--- Given exercise ---
The listing below should be copied in full, word for word.

---------- Dataset content ----------

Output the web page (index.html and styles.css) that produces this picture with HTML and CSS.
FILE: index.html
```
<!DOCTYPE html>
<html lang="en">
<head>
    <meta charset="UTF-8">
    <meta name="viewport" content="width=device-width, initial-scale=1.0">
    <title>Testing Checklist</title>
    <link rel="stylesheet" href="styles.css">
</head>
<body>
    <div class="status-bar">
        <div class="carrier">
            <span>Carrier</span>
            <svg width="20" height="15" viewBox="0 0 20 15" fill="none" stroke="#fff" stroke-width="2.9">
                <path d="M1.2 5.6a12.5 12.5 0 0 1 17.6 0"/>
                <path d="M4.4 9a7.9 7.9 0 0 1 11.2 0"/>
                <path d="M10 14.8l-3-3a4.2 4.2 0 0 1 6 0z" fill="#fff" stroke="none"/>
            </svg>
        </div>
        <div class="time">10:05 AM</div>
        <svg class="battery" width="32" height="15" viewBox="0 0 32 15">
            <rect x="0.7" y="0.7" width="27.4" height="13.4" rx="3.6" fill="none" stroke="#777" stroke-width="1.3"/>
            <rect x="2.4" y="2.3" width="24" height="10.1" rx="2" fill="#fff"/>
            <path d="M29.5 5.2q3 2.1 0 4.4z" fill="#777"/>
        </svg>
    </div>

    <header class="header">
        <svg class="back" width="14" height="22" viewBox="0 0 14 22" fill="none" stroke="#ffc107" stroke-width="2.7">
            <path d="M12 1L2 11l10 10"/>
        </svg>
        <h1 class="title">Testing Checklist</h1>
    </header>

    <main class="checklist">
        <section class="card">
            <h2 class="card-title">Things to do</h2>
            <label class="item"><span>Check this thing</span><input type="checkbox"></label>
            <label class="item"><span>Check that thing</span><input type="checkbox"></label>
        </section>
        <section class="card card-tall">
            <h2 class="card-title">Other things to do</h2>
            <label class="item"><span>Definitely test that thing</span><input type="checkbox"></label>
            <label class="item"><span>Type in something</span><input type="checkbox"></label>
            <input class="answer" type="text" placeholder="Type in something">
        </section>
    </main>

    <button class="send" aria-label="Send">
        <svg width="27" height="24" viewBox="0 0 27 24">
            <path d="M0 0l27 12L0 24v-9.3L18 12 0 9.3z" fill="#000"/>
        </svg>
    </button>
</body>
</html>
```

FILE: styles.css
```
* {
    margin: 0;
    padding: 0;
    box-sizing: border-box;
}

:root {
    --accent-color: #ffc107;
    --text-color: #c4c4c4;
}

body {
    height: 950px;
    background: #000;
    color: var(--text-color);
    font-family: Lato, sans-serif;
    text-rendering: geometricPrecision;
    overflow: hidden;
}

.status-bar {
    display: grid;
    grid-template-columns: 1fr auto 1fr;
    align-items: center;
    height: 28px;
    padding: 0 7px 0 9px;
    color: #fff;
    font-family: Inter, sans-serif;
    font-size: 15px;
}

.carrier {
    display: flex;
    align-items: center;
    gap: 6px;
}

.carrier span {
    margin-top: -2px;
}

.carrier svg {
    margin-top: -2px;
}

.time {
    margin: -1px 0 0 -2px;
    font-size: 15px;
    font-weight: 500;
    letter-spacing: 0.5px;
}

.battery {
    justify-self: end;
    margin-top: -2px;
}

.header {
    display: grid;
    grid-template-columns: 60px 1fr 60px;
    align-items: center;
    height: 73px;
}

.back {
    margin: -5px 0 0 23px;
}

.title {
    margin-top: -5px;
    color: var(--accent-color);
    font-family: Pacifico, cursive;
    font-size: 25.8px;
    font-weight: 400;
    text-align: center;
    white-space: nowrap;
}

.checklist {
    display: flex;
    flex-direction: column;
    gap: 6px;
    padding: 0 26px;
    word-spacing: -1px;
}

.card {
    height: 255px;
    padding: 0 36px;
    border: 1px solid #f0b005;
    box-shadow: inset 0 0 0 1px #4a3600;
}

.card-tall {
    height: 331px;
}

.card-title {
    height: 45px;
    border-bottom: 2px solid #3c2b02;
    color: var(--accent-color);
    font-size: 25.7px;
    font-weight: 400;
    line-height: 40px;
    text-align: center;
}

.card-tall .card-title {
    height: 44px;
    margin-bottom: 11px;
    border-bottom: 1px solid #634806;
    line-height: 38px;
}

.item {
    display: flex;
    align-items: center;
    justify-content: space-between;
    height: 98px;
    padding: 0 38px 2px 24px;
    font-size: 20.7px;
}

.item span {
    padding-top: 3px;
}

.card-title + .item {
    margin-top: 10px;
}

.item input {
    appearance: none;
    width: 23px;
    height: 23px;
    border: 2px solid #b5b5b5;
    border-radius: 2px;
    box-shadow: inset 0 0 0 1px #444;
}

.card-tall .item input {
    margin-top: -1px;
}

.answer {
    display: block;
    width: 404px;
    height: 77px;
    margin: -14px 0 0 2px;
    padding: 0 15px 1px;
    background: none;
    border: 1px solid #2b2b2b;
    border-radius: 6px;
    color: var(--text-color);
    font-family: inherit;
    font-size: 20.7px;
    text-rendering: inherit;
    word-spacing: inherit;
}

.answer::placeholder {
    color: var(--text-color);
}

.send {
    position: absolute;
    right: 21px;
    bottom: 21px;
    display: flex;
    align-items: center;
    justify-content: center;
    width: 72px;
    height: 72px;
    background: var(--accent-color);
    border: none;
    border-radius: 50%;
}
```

----------

--- Worked answer ---
Output the web page (index.html and styles.css) that produces this picture with HTML and CSS.
FILE: index.html
```
<!DOCTYPE html>
<html lang="en">
<head>
    <meta charset="UTF-8">
    <meta name="viewport" content="width=device-width, initial-scale=1.0">
    <title>Testing Checklist</title>
    <link rel="stylesheet" href="styles.css">
</head>
<body>
    <div class="status-bar">
        <div class="carrier">
            <span>Carrier</span>
            <svg width="20" height="15" viewBox="0 0 20 15" fill="none" stroke="#fff" stroke-width="2.9">
                <path d="M1.2 5.6a12.5 12.5 0 0 1 17.6 0"/>
                <path d="M4.4 9a7.9 7.9 0 0 1 11.2 0"/>
                <path d="M10 14.8l-3-3a4.2 4.2 0 0 1 6 0z" fill="#fff" stroke="none"/>
            </svg>
        </div>
        <div class="time">10:05 AM</div>
        <svg class="battery" width="32" height="15" viewBox="0 0 32 15">
            <rect x="0.7" y="0.7" width="27.4" height="13.4" rx="3.6" fill="none" stroke="#777" stroke-width="1.3"/>
            <rect x="2.4" y="2.3" width="24" height="10.1" rx="2" fill="#fff"/>
            <path d="M29.5 5.2q3 2.1 0 4.4z" fill="#777"/>
        </svg>
    </div>

    <header class="header">
        <svg class="back" width="14" height="22" viewBox="0 0 14 22" fill="none" stroke="#ffc107" stroke-width="2.7">
            <path d="M12 1L2 11l10 10"/>
        </svg>
        <h1 class="title">Testing Checklist</h1>
    </header>

    <main class="checklist">
        <section class="card">
            <h2 class="card-title">Things to do</h2>
            <label class="item"><span>Check this thing</span><input type="checkbox"></label>
            <label class="item"><span>Check that thing</span><input type="checkbox"></label>
        </section>
        <section class="card card-tall">
            <h2 class="card-title">Other things to do</h2>
            <label class="item"><span>Definitely test that thing</span><input type="checkbox"></label>
            <label class="item"><span>Type in something</span><input type="checkbox"></label>
            <input class="answer" type="text" placeholder="Type in something">
        </section>
    </main>

    <button class="send" aria-label="Send">
        <svg width="27" height="24" viewBox="0 0 27 24">
            <path d="M0 0l27 12L0 24v-9.3L18 12 0 9.3z" fill="#000"/>
        </svg>
    </button>
</body>
</html>
```

FILE: styles.css
```
* {
    margin: 0;
    padding: 0;
    box-sizing: border-box;
}

:root {
    --accent-color: #ffc107;
    --text-color: #c4c4c4;
}

body {
    height: 950px;
    background: #000;
    color: var(--text-color);
    font-family: Lato, sans-serif;
    text-rendering: geometricPrecision;
    overflow: hidden;
}

.status-bar {
    display: grid;
    grid-template-columns: 1fr auto 1fr;
    align-items: center;
    height: 28px;
    padding: 0 7px 0 9px;
    color: #fff;
    font-family: Inter, sans-serif;
    font-size: 15px;
}

.carrier {
    display: flex;
    align-items: center;
    gap: 6px;
}

.carrier span {
    margin-top: -2px;
}

.carrier svg {
    margin-top: -2px;
}

.time {
    margin: -1px 0 0 -2px;
    font-size: 15px;
    font-weight: 500;
    letter-spacing: 0.5px;
}

.battery {
    justify-self: end;
    margin-top: -2px;
}

.header {
    display: grid;
    grid-template-columns: 60px 1fr 60px;
    align-items: center;
    height: 73px;
}

.back {
    margin: -5px 0 0 23px;
}

.title {
    margin-top: -5px;
    color: var(--accent-color);
    font-family: Pacifico, cursive;
    font-size: 25.8px;
    font-weight: 400;
    text-align: center;
    white-space: nowrap;
}

.checklist {
    display: flex;
    flex-direction: column;
    gap: 6px;
    padding: 0 26px;
    word-spacing: -1px;
}

.card {
    height: 255px;
    padding: 0 36px;
    border: 1px solid #f0b005;
    box-shadow: inset 0 0 0 1px #4a3600;
}

.card-tall {
    height: 331px;
}

.card-title {
    height: 45px;
    border-bottom: 2px solid #3c2b02;
    color: var(--accent-color);
    font-size: 25.7px;
    font-weight: 400;
    line-height: 40px;
    text-align: center;
}

.card-tall .card-title {
    height: 44px;
    margin-bottom: 11px;
    border-bottom: 1px solid #634806;
    line-height: 38px;
}

.item {
    display: flex;
    align-items: center;
    justify-content: space-between;
    height: 98px;
    padding: 0 38px 2px 24px;
    font-size: 20.7px;
}

.item span {
    padding-top: 3px;
}

.card-title + .item {
    margin-top: 10px;
}

.item input {
    appearance: none;
    width: 23px;
    height: 23px;
    border: 2px solid #b5b5b5;
    border-radius: 2px;
    box-shadow: inset 0 0 0 1px #444;
}

.card-tall .item input {
    margin-top: -1px;
}

.answer {
    display: block;
    width: 404px;
    height: 77px;
    margin: -14px 0 0 2px;
    padding: 0 15px 1px;
    background: none;
    border: 1px solid #2b2b2b;
    border-radius: 6px;
    color: var(--text-color);
    font-family: inherit;
    font-size: 20.7px;
    text-rendering: inherit;
    word-spacing: inherit;
}

.answer::placeholder {
    color: var(--text-color);
}

.send {
    position: absolute;
    right: 21px;
    bottom: 21px;
    display: flex;
    align-items: center;
    justify-content: center;
    width: 72px;
    height: 72px;
    background: var(--accent-color);
    border: none;
    border-radius: 50%;
}
```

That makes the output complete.